## STATED EXERCISE
Write out the listing below in full and exactly, leaving out every picture.
○ ○ ○
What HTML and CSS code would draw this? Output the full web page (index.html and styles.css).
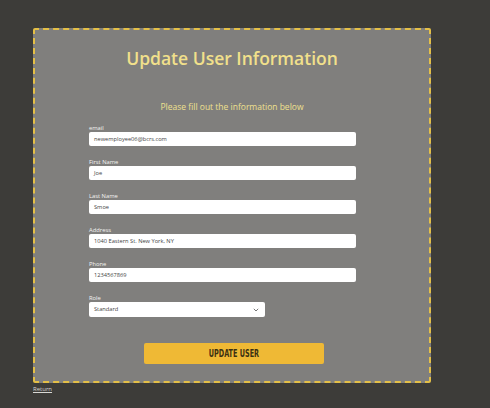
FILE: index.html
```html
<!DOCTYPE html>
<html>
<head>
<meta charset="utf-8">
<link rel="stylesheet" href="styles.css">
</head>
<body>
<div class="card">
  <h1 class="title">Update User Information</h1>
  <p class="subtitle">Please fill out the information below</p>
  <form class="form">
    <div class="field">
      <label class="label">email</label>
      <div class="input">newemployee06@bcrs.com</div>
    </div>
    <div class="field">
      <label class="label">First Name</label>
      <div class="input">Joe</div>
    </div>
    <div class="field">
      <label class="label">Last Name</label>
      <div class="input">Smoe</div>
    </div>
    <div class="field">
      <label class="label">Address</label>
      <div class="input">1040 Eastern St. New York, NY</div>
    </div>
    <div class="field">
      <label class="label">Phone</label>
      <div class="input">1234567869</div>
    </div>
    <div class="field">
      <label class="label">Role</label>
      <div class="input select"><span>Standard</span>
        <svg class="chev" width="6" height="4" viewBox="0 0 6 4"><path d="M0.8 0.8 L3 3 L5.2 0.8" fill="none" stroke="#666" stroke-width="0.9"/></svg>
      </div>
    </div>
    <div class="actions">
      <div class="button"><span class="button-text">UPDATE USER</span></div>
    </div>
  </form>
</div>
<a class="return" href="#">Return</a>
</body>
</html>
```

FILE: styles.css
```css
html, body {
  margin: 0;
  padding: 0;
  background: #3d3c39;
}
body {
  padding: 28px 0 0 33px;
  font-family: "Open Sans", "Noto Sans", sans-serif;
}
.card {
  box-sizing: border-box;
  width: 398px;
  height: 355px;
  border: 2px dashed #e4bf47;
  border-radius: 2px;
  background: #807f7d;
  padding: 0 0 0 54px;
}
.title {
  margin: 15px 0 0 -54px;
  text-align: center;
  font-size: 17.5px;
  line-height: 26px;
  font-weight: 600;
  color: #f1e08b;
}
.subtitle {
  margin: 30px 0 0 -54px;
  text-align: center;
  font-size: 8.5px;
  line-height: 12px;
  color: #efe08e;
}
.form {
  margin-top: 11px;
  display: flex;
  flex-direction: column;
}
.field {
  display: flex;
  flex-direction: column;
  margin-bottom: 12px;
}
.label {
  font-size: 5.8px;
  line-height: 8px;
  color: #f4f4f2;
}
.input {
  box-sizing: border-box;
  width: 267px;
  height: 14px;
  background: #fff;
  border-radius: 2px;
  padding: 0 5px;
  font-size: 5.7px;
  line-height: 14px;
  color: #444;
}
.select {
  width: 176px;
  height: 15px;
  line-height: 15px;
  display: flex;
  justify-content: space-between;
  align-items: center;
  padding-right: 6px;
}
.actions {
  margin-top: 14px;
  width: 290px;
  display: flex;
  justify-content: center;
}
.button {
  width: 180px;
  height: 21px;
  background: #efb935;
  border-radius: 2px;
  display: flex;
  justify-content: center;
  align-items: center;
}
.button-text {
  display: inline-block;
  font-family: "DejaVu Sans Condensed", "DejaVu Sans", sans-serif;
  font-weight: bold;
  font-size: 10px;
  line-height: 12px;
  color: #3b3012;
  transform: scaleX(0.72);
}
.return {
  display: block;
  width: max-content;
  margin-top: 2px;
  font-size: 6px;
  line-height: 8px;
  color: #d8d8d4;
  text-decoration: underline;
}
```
○ ○ ○
## FINAL RESULT
What HTML and CSS code would draw this? Output the full web page (index.html and styles.css).
FILE: index.html
```html
<!DOCTYPE html>
<html>
<head>
<meta charset="utf-8">
<link rel="stylesheet" href="styles.css">
</head>
<body>
<div class="card">
  <h1 class="title">Update User Information</h1>
  <p class="subtitle">Please fill out the information below</p>
  <form class="form">
    <div class="field">
      <label class="label">email</label>
      <div class="input">newemployee06@bcrs.com</div>
    </div>
    <div class="field">
      <label class="label">First Name</label>
      <div class="input">Joe</div>
    </div>
    <div class="field">
      <label class="label">Last Name</label>
      <div class="input">Smoe</div>
    </div>
    <div class="field">
      <label class="label">Address</label>
      <div class="input">1040 Eastern St. New York, NY</div>
    </div>
    <div class="field">
      <label class="label">Phone</label>
      <div class="input">1234567869</div>
    </div>
    <div class="field">
      <label class="label">Role</label>
      <div class="input select"><span>Standard</span>
        <svg class="chev" width="6" height="4" viewBox="0 0 6 4"><path d="M0.8 0.8 L3 3 L5.2 0.8" fill="none" stroke="#666" stroke-width="0.9"/></svg>
      </div>
    </div>
    <div class="actions">
      <div class="button"><span class="button-text">UPDATE USER</span></div>
    </div>
  </form>
</div>
<a class="return" href="#">Return</a>
</body>
</html>
```

FILE: styles.css
```css
html, body {
  margin: 0;
  padding: 0;
  background: #3d3c39;
}
body {
  padding: 28px 0 0 33px;
  font-family: "Open Sans", "Noto Sans", sans-serif;
}
.card {
  box-sizing: border-box;
  width: 398px;
  height: 355px;
  border: 2px dashed #e4bf47;
  border-radius: 2px;
  background: #807f7d;
  padding: 0 0 0 54px;
}
.title {
  margin: 15px 0 0 -54px;
  text-align: center;
  font-size: 17.5px;
  line-height: 26px;
  font-weight: 600;
  color: #f1e08b;
}
.subtitle {
  margin: 30px 0 0 -54px;
  text-align: center;
  font-size: 8.5px;
  line-height: 12px;
  color: #efe08e;
}
.form {
  margin-top: 11px;
  display: flex;
  flex-direction: column;
}
.field {
  display: flex;
  flex-direction: column;
  margin-bottom: 12px;
}
.label {
  font-size: 5.8px;
  line-height: 8px;
  color: #f4f4f2;
}
.input {
  box-sizing: border-box;
  width: 267px;
  height: 14px;
  background: #fff;
  border-radius: 2px;
  padding: 0 5px;
  font-size: 5.7px;
  line-height: 14px;
  color: #444;
}
.select {
  width: 176px;
  height: 15px;
  line-height: 15px;
  display: flex;
  justify-content: space-between;
  align-items: center;
  padding-right: 6px;
}
.actions {
  margin-top: 14px;
  width: 290px;
  display: flex;
  justify-content: center;
}
.button {
  width: 180px;
  height: 21px;
  background: #efb935;
  border-radius: 2px;
  display: flex;
  justify-content: center;
  align-items: center;
}
.button-text {
  display: inline-block;
  font-family: "DejaVu Sans Condensed", "DejaVu Sans", sans-serif;
  font-weight: bold;
  font-size: 10px;
  line-height: 12px;
  color: #3b3012;
  transform: scaleX(0.72);
}
.return {
  display: block;
  width: max-content;
  margin-top: 2px;
  font-size: 6px;
  line-height: 8px;
  color: #d8d8d4;
  text-decoration: underline;
}
```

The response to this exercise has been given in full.